David fu molto colpito dalla morte di Marat, di cui era amico. Per rendergli omaggio, scelse di rappresentarlo non mostrando il momento più cruento dell’episodio ma presentando semplicemente il suo cadavere. Tale scelta, peraltro, era perfettamente coerente con i princìpî della tragedia classica, che David tanto amava, secondo la quale non si doveva rappresentare l’evento tragico ma solo evocarlo. L’artista impiegò pochissimo tempo a completare l’opera, che non fece precedere da lunghi studi preparatori ma solo da un ritratto postumo di Marat ricavato dalla sua maschera funeraria in gesso, ottenuta dal cadavere.
Nella grande tela di David, che sviluppa la scena in verticale, Marat è ancora immerso nell’acqua calda della vasca, coperta da un grande lenzuolo bianco rattoppato (all’epoca non si usava il contatto diretto con il marmo o il bronzo delle vasche da bagno). Sotto la sua clavicola destra, si apre la netta ferita della pugnalata, il cui sangue ha tinto l’acqua di rosso.
Nella mano sinistra, Marat tiene ancora la lettera dell’assassina, atto di accusa della sua infamia; vi si legge, in francese: «13 luglio 1793. Marie Anne Charlotte Corday al cittadino Marat. Basta che io sia tanto infelice per aver diritto alla vostra benevolenza».
A terra, si scorge, abbandonato, anche il pugnale insanguinato. David evoca in tal modo il confronto diretto fra le due armi: quella nobilissima del politico, un letterato che faceva uso della parola, e quella infame dell’assassina, la cui pochezza la spinge a fare uso della violenza.

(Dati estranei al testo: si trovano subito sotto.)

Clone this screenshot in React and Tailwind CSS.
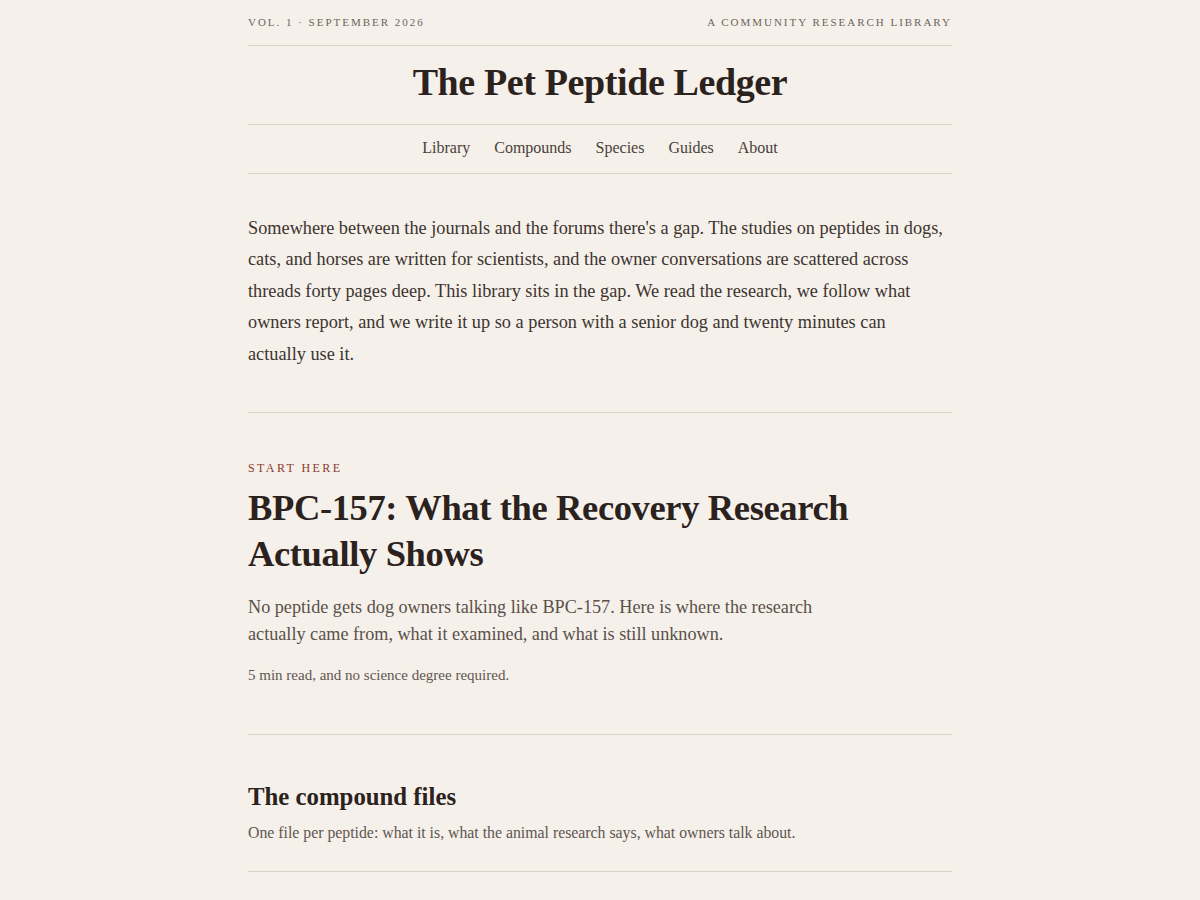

In primo piano, si trova una semplice cassetta da imballaggio di legno grezzo, usata come piano di appoggio, giacché Marat, un “puro”, un “giusto”, aveva scelto di vivere in povertà. Su questa cassetta, il pittore incise, idealmente, a stampatello la sua dedica: «À MARAT, DAVID. L’AN DEUX» (“A Marat, David. L’anno secondo”). L’effetto ottenuto è insieme intimo e monumentale.
In questo capolavoro neoclassico, un eroe moderno ha preso il posto degli eroi greci e romani. Lo stesso David, d’altro canto, parlando alla Convenzione, paragonò l’esemplare nobiltà della vita di Marat a quella dei grandi filosofi antichi: «Platone, Aristotele, Socrate, non ho mai vissuto con voi, ma ho conosciuto Marat e l’ho ammirato come ho ammirato voi».
Volendo procedere ad un’analisi iconografica comparativa, la posizione del cadavere, il punto di vista da cui viene mostrato, il braccio destro abbandonato ripropongono lo schema della “Pietà Vaticana” di Michelangelo, ripresa prima da Raffaello Sanzio nella “Deposizione Borghese” e poi da Caravaggio nella sua “Deposizione”, come si può ben notare nella comparazione sinottica qui raffigurata. Inoltre l’abbandono del corpo in siffatta maniera ricorda con assoluta esattezza la posizione in cui il mi’ cognato Oreste venne trovato dalla consorte quando, immerso nella vasca e mentre si nettava con uno spazzolino tra le dita dei piedi, vide l’asciugacapelli – ancora attaccato alla corrente – che malriposto su di una mensola stava per franare nell’acqua, al che il pover’omo prese a gridare: “Argia, ‘onnaane! Il pho…” venendo interrotto dalla scarica elettrica che seguì immantinente all’immersione dell’infido elettrodomestico e che solo grazie al l’intervento del salvavita gli impedì di ricongiungersi anzitempo con antenati e suoceri.